Automatisiert, bequem und langfristig den Zinseszins auskosten
Was kann man für Geldanlage und Altersvorsorge daraus lernen? Man lässt die Ausschüttungen liegen, damit sie sich weitervermehren. Wenn man klugerweise Altersvorsorge mit Indexfonds/ETFs betreibt, dann ist es am bequemsten, thesaurierende ETFs zu nehmen, die die Ausschüttungen automatisch wieder anlegen. So bauen sie ganz von selbst ein Vermögen auf. Natürlich kann man die Dividenden auch selbst wieder investieren.
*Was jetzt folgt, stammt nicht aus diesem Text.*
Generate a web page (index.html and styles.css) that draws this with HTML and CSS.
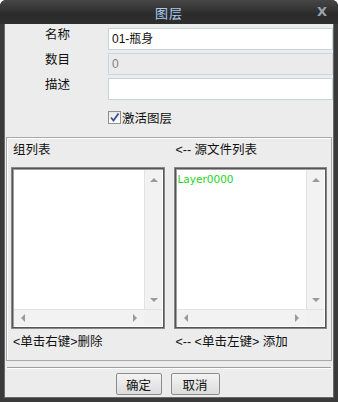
FILE: index.html
```html
<!DOCTYPE html>
<html>
<head>
<meta charset="utf-8">
<link rel="stylesheet" href="styles.css">
</head>
<body>
<div class="window">
  <div class="titlebar">
    <span class="title">图层</span>
    <span class="close">X</span>
  </div>
  <div class="content">
    <div class="form">
      <div class="row">
        <span class="label">名称</span>
        <div class="input">01-瓶身</div>
      </div>
      <div class="row">
        <span class="label">数目</span>
        <div class="input disabled">0</div>
      </div>
      <div class="row">
        <span class="label">描述</span>
        <div class="input"></div>
      </div>
      <div class="checkrow">
        <span class="checkbox">
          <svg width="11" height="11" viewBox="0 0 11 11"><path d="M2 5.5 L4.5 8.5 L9.5 1.5" fill="none" stroke="#3b4f8f" stroke-width="1.8"/></svg>
        </span>
        <span class="checklabel">激活图层</span>
      </div>
    </div>
    <div class="group">
      <div class="col">
        <div class="caption">组列表</div>
        <div class="list">
          <div class="listbody">
            <div class="items"></div>
            <div class="vscroll"><span class="arr up"></span><span class="arr down"></span></div>
          </div>
          <div class="hrow">
            <div class="hscroll"><span class="arr left"></span><span class="arr right"></span></div>
            <div class="corner"></div>
          </div>
        </div>
        <div class="hint">&lt;单击右键&gt;删除</div>
      </div>
      <div class="col">
        <div class="caption">&lt;-- 源文件列表</div>
        <div class="list">
          <div class="listbody">
            <div class="items"><div class="item">Layer0000</div></div>
            <div class="vscroll"><span class="arr up"></span><span class="arr down"></span></div>
          </div>
          <div class="hrow">
            <div class="hscroll"><span class="arr left"></span><span class="arr right"></span></div>
            <div class="corner"></div>
          </div>
        </div>
        <div class="hint">&lt;-- &lt;单击左键&gt; 添加</div>
      </div>
    </div>
    <div class="separator"></div>
    <div class="buttons">
      <button class="btn ok">确定</button>
      <button class="btn cancel">取消</button>
    </div>
  </div>
</div>
</body>
</html>
```
FILE: styles.css
```css
html, body {
  margin: 0;
  padding: 0;
  background: #ffffff;
}
body {
  font-family: "Liberation Sans", "Noto Sans CJK SC", sans-serif;
  font-size: 12px;
  color: #111;
}
.window {
  width: 338px;
  height: 402px;
  box-sizing: border-box;
  background: #3a3a3a;
  border-radius: 6px 6px 0 0;
  display: flex;
  flex-direction: column;
  padding: 0 4px 4px 4px;
}
.titlebar {
  height: 24px;
  margin: 0 -4px;
  background: linear-gradient(#464646, #2b2b2b 60%, #2e2e2e);
  border-radius: 6px 6px 0 0;
  position: relative;
  display: flex;
  align-items: center;
  justify-content: center;
}
.title {
  color: #a9cbee;
  font-size: 13px;
  letter-spacing: 1px;
}
.close {
  position: absolute;
  right: 11px;
  top: 4px;
  color: #9aa4ae;
  font-weight: bold;
  font-size: 13px;
  font-family: "DejaVu Sans", sans-serif;
}
.content {
  flex: 1;
  background: #ececec;
  box-shadow: inset 1px 0 0 #6a6a6a, inset -1px 0 0 #6a6a6a, inset 0 -1px 0 #6a6a6a;
  display: flex;
  flex-direction: column;
}
.form {
  padding: 4px 1px 0 41px;
  display: flex;
  flex-direction: column;
  gap: 3px;
}
.row {
  display: flex;
  align-items: flex-start;
  height: 22px;
}
.label {
  width: 63px;
  padding-top: 0;
  line-height: 14px;
  font-size: 12.5px;
}
.input {
  flex: 1;
  height: 22px;
  box-sizing: border-box;
  background: #fff;
  border: 1px solid #c3d6e0;
  padding: 0 0 0 3px;
  line-height: 20px;
  font-size: 12px;
}
.input.disabled {
  background: #ebebeb;
  color: #808080;
  border-color: #c8d6de;
}
.checkrow {
  display: flex;
  align-items: center;
  margin-left: 63px;
  margin-top: 6px;
  height: 16px;
}
.checkbox {
  width: 11px;
  height: 11px;
  border: 1px solid #8f8f8f;
  background: linear-gradient(#e6e6e6, #fff);
  display: flex;
  margin-right: 1px;
}
.checklabel {
  font-size: 12.5px;
}
.group {
  margin: 12px 2px 0 2px;
  height: 224px;
  box-sizing: border-box;
  border: 1px solid #a8a8a8;
  box-shadow: inset 1px 1px 0 #fff;
  display: flex;
  gap: 9px;
  padding: 0 4px 0 4px;
}
.col {
  width: 154px;
  display: flex;
  flex-direction: column;
}
.caption {
  height: 29px;
  line-height: 24px;
  padding-left: 2px;
  font-size: 12.5px;
}
.list {
  height: 162px;
  box-sizing: border-box;
  border: 1px solid #888;
  box-shadow: inset 0 0 0 1px #555, inset 2px 2px 0 #a0a0a0;
  padding: 2px;
  display: flex;
  flex-direction: column;
  background: #fff;
}
.listbody {
  flex: 1;
  display: flex;
}
.items {
  flex: 1;
  padding: 3px 0 0 1px;
}
.item {
  color: #1ed41e;
  font-family: "DejaVu Sans", sans-serif;
  font-size: 10.5px;
}
.vscroll {
  width: 17px;
  background: #f2f2f2;
  border-left: 1px solid #e2e2e2;
  position: relative;
}
.hrow {
  height: 17px;
  display: flex;
}
.hscroll {
  flex: 1;
  background: #f2f2f2;
  border-top: 1px solid #e2e2e2;
  position: relative;
}
.corner {
  width: 18px;
  background: #f0f0f0;
  border-top: 1px solid #e2e2e2;
}
.arr {
  position: absolute;
  width: 0;
  height: 0;
}
.arr.up {
  left: 5px;
  top: 8px;
  border-left: 4px solid transparent;
  border-right: 4px solid transparent;
  border-bottom: 4px solid #9a9a9a;
}
.arr.down {
  left: 5px;
  bottom: 7px;
  border-left: 4px solid transparent;
  border-right: 4px solid transparent;
  border-top: 4px solid #9a9a9a;
}
.arr.left {
  left: 7px;
  top: 4px;
  border-top: 4px solid transparent;
  border-bottom: 4px solid transparent;
  border-right: 4px solid #9a9a9a;
}
.arr.right {
  right: 7px;
  top: 4px;
  border-top: 4px solid transparent;
  border-bottom: 4px solid transparent;
  border-left: 4px solid #9a9a9a;
}
.hint {
  padding: 6px 0 0 2px;
  font-size: 12.5px;
  line-height: 14px;
}
.separator {
  margin: 6px 3px 0 3px;
  height: 1px;
  background: #a0a0a0;
  border-bottom: 1px solid #fff;
}
.buttons {
  display: flex;
  justify-content: center;
  gap: 9px;
  margin-top: 4px;
  padding-right: 3px;
}
.btn {
  height: 22px;
  padding: 0;
  border: 1px solid #8c8c8c;
  border-radius: 2px;
  background: linear-gradient(#f4f4f4, #dcdcdc);
  font-family: "Liberation Sans", "Noto Sans CJK SC", sans-serif;
  font-size: 12.5px;
  color: #111;
}
.btn.ok { width: 46px; }
.btn.cancel { width: 49px; }
```
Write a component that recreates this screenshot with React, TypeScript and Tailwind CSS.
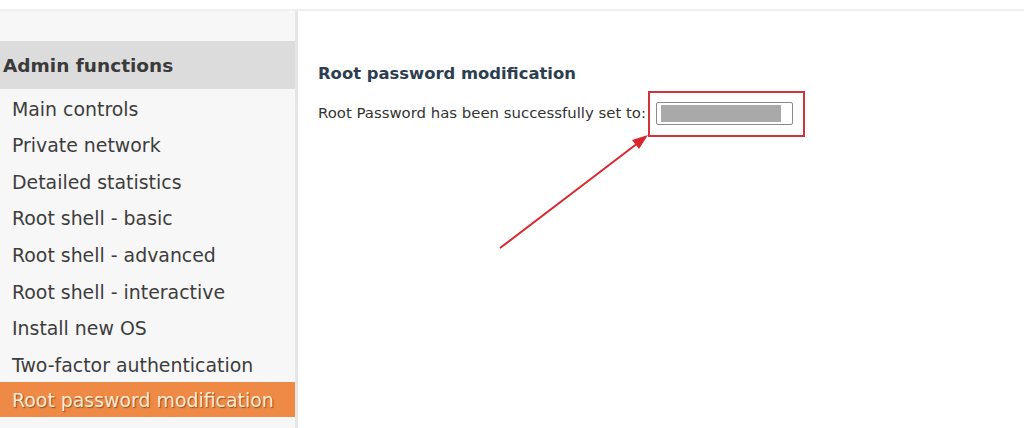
import React from "react";

const items = [
  "Main controls",
  "Private network",
  "Detailed statistics",
  "Root shell - basic",
  "Root shell - advanced",
  "Root shell - interactive",
  "Install new OS",
  "Two-factor authentication",
];

const App = () => {
  return (
    <div className="h-[428px] w-[1024px] overflow-hidden bg-white font-['DejaVu_Sans',sans-serif]">
      <div className="h-[9px] bg-white" />
      <div className="h-[2px] bg-[#efefef]" />
      <div className="flex h-[417px]">
        {/* Sidebar */}
        <div className="w-[295px] shrink-0 bg-[#f7f7f7] pt-[30px]">
          <div className="flex h-[48px] items-center bg-[#dcdcdc] pl-[3px] pt-[2px] text-[18.5px] font-bold text-[#3a3a3a]">
            Admin functions
          </div>
          {items.map((item) => (
            <div
              key={item}
              className="flex h-[36.6px] items-center pl-[12px] pt-[3px] text-[18.9px] text-[#3d3d3d]"
            >
              {item}
            </div>
          ))}
          <div className="flex h-[35px] items-center bg-[#ee8a46] pl-[12px] pt-[2px] text-[18.9px] text-[#fdebd3] [text-shadow:1px_1px_1px_rgba(90,40,10,0.6)]">
            Root password modification
          </div>
        </div>
        <div className="w-[3px] shrink-0 bg-[#e6e6e6]" />
        {/* Content */}
        <div className="relative flex-1 pl-[20px] pt-[51px]">
          <h2 className="text-[16.4px] font-bold text-[#2c3e50]">Root password modification</h2>
          <div className="mt-[4px] flex items-center text-[14.9px] text-[#333]">
            <span>Root Password has been successfully set to:</span>
            <div className="ml-[2px] flex h-[46px] w-[157px] items-center border-2 border-[#d2323a] pl-[6px]">
              <div className="flex h-[23px] w-[137px] items-center rounded-[2px] border border-[#8a8a8a] bg-white px-[4px]">
                <div className="h-[17px] w-[120px] bg-[#a9a9a9]" />
              </div>
            </div>
          </div>
          <svg
            className="pointer-events-none absolute left-0 top-0"
            width="726"
            height="417"
            viewBox="0 0 726 417"
          >
            <line x1="202" y1="237" x2="340" y2="132" stroke="#d9272e" strokeWidth="2" />
            <polygon points="350,124 334,129 341,138" fill="#d9272e" />
          </svg>
        </div>
      </div>
    </div>
  );
};

export default App;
Wenn man das aber den ETF machen lässt, ist es steuerlich günstiger.
Ein beeindruckendes Beispiel für das exponentielle Wachstum durch Zinseszins ist die Geschichte vom Schachbrett und den Weizenkörnern: Der Legende nach soll der indische Herrscher Shihram seine Untertanen tyrannisiert haben. Als er eines Tages das Schachspiel für entdeckte, soll er dem Erfinder des Spiels einen Wunsch gewährt haben. Dieser wünschte sich Weizenkörner. Und zwar ein Korn auf das erste Feld des Schachbretts, zwei Körner auf das zweite Feld und so sollte sich die Anzahl der Körner bei jedem Feld weiter verdoppeln. Der Herrscher gewährte ihm den Wunsch und lachte über die Bescheidenheit des vermeintlichen Dummkopfs. Doch die „Rendite“ pro Feld liegt bei 100 Prozent. Da das Schachbrett 64 Felder hat, lägen am Ende rund 18,5 Trillionen Weizenkörner auf dem Spielfeld. Das ist nach heutigen Maßstäben das Tausendfache der globalen Weizenernte. Ein wahres Weltwunder!